Silakan disambung-sambungkan sendiri. Yang jelas para kaum lelaki mulai
agak malas-malasan dengan olahraga yang satu ini. Padahal olahraga ini
mampu meredam segala bentuk ekstriminitas yang kerap merasuki gejolak
kaum muda. Atau dalam syair bang Rhoma di Gambarkan cukup gamblang
melalui lagu Darah Muda. Darah Muda//Darahnya para remaja//Yang selalu
merasa Gagah//Tak pernah mau mengalah//(silakan dilannjutkanlah
sendiri).
Baik kita tinggalkan Sepak Bola dan Dangdut itu. Meski
keduanya adalah media komunikasi paling pas mencairkan suasana serta
ketegangan lintas entnis, angkatan, usia, bahkan agama. Family
Gathering, yang belum sebulan lalu kita laksanakan sepertinya tak punya
effeck dalam meretas kebusukan yang ada di tubuh FISIP. Kegiatan itu
seolah menjadi gaya-gayaan. Bahkan konsensus yang telah disepakati
bersama di lantai 2 kampus UNANDA serta RAPAT AKHIR PANITIA FAMILY
GATHERING terciderai orang-orang telah menyepakatinya.
Ini lebih
parah, lebih hina, lebih jorok, lebih busuk, bahkan lebih menjijikkan
dari para rombongan kucing, atau tikus yang banyak mengais rezeki di
malam hari di tempat sampah. Setahu penulis para rombongan diatas tak
pernah menjilat kembali muntahan mereka. Tetapi kita yang mengklaim diri
sebagai mahluk paling mulia dengan berkah akal fikiran dari sang
pencipta justru menjilati muntahan kita sendiri. Bagi saya,
olahraga yang paling pas untuk meningkatkan prestasi dan mengharumkan
nama FISIP di kampus adalah TINJU. Olahraga yang kerap dikecam karena
sarat kekerasan, bahkan bisa berujung kematian itulah yang paling pas
untuk FISIP ini. Saya berikan alasan mengapa tinju tepat untuk FISIP.

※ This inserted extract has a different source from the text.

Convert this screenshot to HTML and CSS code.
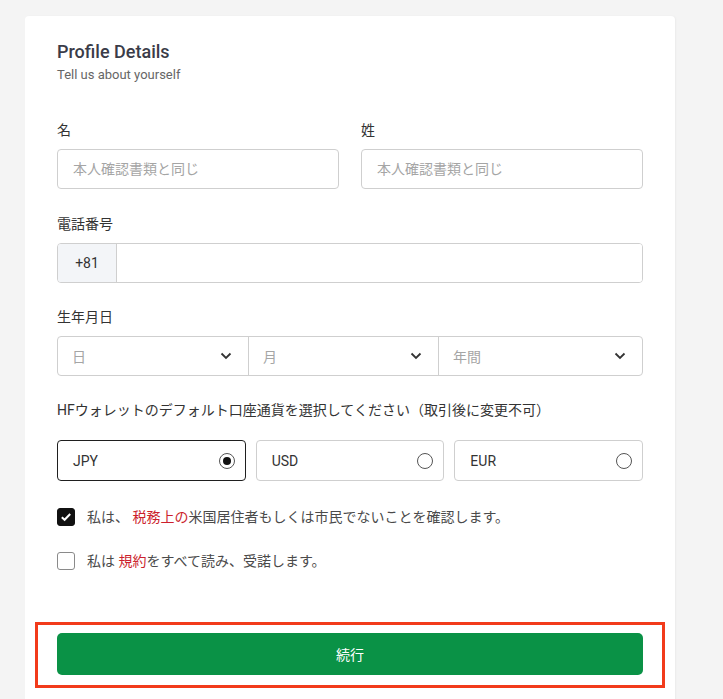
FILE: index.html
```html
<!DOCTYPE html>
<html lang="ja">
<head>
    <meta charset="UTF-8">
    <meta name="viewport" content="width=device-width, initial-scale=1.0">
    <title>Profile Details</title>
    <link rel="stylesheet" href="styles.css">
</head>
<body>
    <main class="card">
        <header class="card-head">
            <h1>Profile Details</h1>
            <p>Tell us about yourself</p>
        </header>

        <section class="row name-row">
            <div class="field">
                <label>名</label>
                <input type="text" class="text-input" placeholder="本人確認書類と同じ">
            </div>
            <div class="field">
                <label>姓</label>
                <input type="text" class="text-input" placeholder="本人確認書類と同じ">
            </div>
        </section>

        <section class="field phone-field">
            <label>電話番号</label>
            <div class="phone">
                <span class="prefix">+81</span>
                <input type="tel" class="phone-input">
            </div>
        </section>

        <section class="field birth-field">
            <label>生年月日</label>
            <div class="selects">
                <div class="select-cell">
                    <span>日</span>
                    <svg width="12" height="8" viewBox="0 0 12 8"><path d="M1.5 1.5 L6 6 L10.5 1.5" fill="none" stroke="#333" stroke-width="1.8"/></svg>
                </div>
                <div class="select-cell">
                    <span>月</span>
                    <svg width="12" height="8" viewBox="0 0 12 8"><path d="M1.5 1.5 L6 6 L10.5 1.5" fill="none" stroke="#333" stroke-width="1.8"/></svg>
                </div>
                <div class="select-cell">
                    <span>年間</span>
                    <svg width="12" height="8" viewBox="0 0 12 8"><path d="M1.5 1.5 L6 6 L10.5 1.5" fill="none" stroke="#333" stroke-width="1.8"/></svg>
                </div>
            </div>
        </section>

        <section class="field currency-field">
            <label>HFウォレットのデフォルト口座通貨を選択してください（取引後に変更不可）</label>
            <div class="currencies">
                <div class="currency selected"><span>JPY</span><i class="radio"></i></div>
                <div class="currency"><span>USD</span><i class="radio"></i></div>
                <div class="currency"><span>EUR</span><i class="radio"></i></div>
            </div>
        </section>

        <div class="check checked">
            <span class="box">
                <svg width="12" height="10" viewBox="0 0 12 10"><path d="M1.8 5.2 L4.6 7.8 L10.2 2" fill="none" stroke="#fff" stroke-width="2"/></svg>
            </span>
            <p>私は、 <a href="#">税務上の</a>米国居住者もしくは市民でないことを確認します。</p>
        </div>
        <div class="check">
            <span class="box"></span>
            <p>私は <a href="#">規約</a>をすべて読み、受諾します。</p>
        </div>

        <div class="highlight">
            <button class="continue">続行</button>
        </div>
    </main>
</body>
</html>
```

FILE: styles.css
```css
* {
    margin: 0;
    padding: 0;
    box-sizing: border-box;
}

body {
    background: #f4f4f4;
    font-family: 'Roboto', 'Noto Sans CJK JP', sans-serif;
    color: #333;
    padding: 16px 0 0 25px;
}

.card {
    width: 650px;
    background: #fff;
    border-radius: 4px 4px 0 0;
    box-shadow: 1px 0 2px rgba(0, 0, 0, 0.04);
    padding: 24px 32px 40px;
}

.card-head h1 {
    font-size: 18px;
    line-height: 24px;
    font-weight: 500;
    color: #3a3c48;
}

.card-head p {
    margin-top: 3px;
    font-size: 13px;
    line-height: 16px;
    color: #666;
}

.field label {
    display: block;
    font-size: 14px;
    line-height: 20px;
    color: #333;
    margin-bottom: 9px;
}

.name-row {
    display: flex;
    gap: 22px;
    margin-top: 37px;
}

.name-row .field {
    flex: 1;
}

.text-input,
.phone-input {
    display: block;
    width: 100%;
    height: 40px;
    border: 1px solid #cfcfcf;
    border-radius: 4px;
    padding: 0 15px;
    font-family: inherit;
    font-size: 14px;
    color: #333;
    outline: none;
}

.text-input::placeholder {
    color: #a5a5a5;
}

.phone-field {
    margin-top: 25px;
}

.phone {
    display: flex;
    height: 40px;
    border: 1px solid #cfcfcf;
    border-radius: 4px;
    overflow: hidden;
}

.prefix {
    width: 59px;
    background: #f3f5f8;
    border-right: 1px solid #cfcfcf;
    display: flex;
    align-items: center;
    justify-content: center;
    font-size: 14px;
    color: #333;
}

.phone .phone-input {
    flex: 1;
    height: 38px;
    border: none;
    border-radius: 0;
}

.birth-field {
    margin-top: 24px;
}

.selects {
    display: flex;
    height: 40px;
    border: 1px solid #cfcfcf;
    border-radius: 4px;
}

.select-cell {
    width: 190px;
    display: flex;
    align-items: center;
    justify-content: space-between;
    padding: 0 16px 0 14px;
    font-size: 14px;
    color: #a5a5a5;
}

.select-cell:last-child {
    flex: 1;
}

.select-cell + .select-cell {
    border-left: 1px solid #cfcfcf;
}

.currency-field {
    margin-top: 24px;
}

.currency-field label {
    margin-bottom: 20px;
}

.currencies {
    display: flex;
    gap: 10px;
}

.currency {
    flex: 1;
    height: 41px;
    border: 1px solid #cfcfcf;
    border-radius: 4px;
    display: flex;
    align-items: center;
    justify-content: space-between;
    padding: 0 10px 0 15px;
    font-size: 14px;
    color: #333;
}

.currency.selected {
    border-color: #1f1f1f;
}

.radio {
    width: 16px;
    height: 16px;
    border: 1px solid #555;
    border-radius: 50%;
    display: flex;
    align-items: center;
    justify-content: center;
}

.currency.selected .radio::after {
    content: "";
    width: 8px;
    height: 8px;
    border-radius: 50%;
    background: #111;
}

.check {
    display: flex;
    align-items: center;
    gap: 12px;
    margin-top: 24px;
}

.currency-field + .check {
    margin-top: 26px;
}

.box {
    width: 18px;
    height: 18px;
    border: 1px solid #8a8a8a;
    border-radius: 3px;
    display: flex;
    align-items: center;
    justify-content: center;
}

.check.checked .box {
    background: #111;
    border-color: #111;
}

.check p {
    font-size: 14px;
    line-height: 20px;
    color: #4a4a4a;
}

.check a {
    color: #cc1f2d;
    text-decoration: none;
}

.highlight {
    margin: 51px -22px 0;
    border: 3px solid #f23b1b;
    padding: 8px 19px 10px;
}

.continue {
    display: block;
    width: 100%;
    height: 42px;
    border: none;
    border-radius: 5px;
    background: #0a9246;
    color: #fff;
    font-family: inherit;
    font-size: 14px;
    cursor: pointer;
}
```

Budaya gerombolan atau tawuran, rasanya makin marak. Dimeriahkan oleh
televisi dan Youtube, dan bahkan telah merambah dunia pendidikan.
Ironisnya, yang terlibat malah bangga karena terkenal. Budaya menindas
orang lain karena jumlah massa, punya kuasa, solidaritas buta dan
sebagainya, membuatnya menjadi marak. Budaya seperti ini harus
dikembangkan, bahkan disebarvdi pelosok negeri. Karena kegiatan ini
dasarnya adalah tinju, dengan prinsip dasar bahwa walau sendiri kita
harus tetap berani. Dengan berlatih tinju sejak dini, anak-anak
dilatih menjadi ksatria di dalam dan di luar ring. Memiliki ‘pegangan’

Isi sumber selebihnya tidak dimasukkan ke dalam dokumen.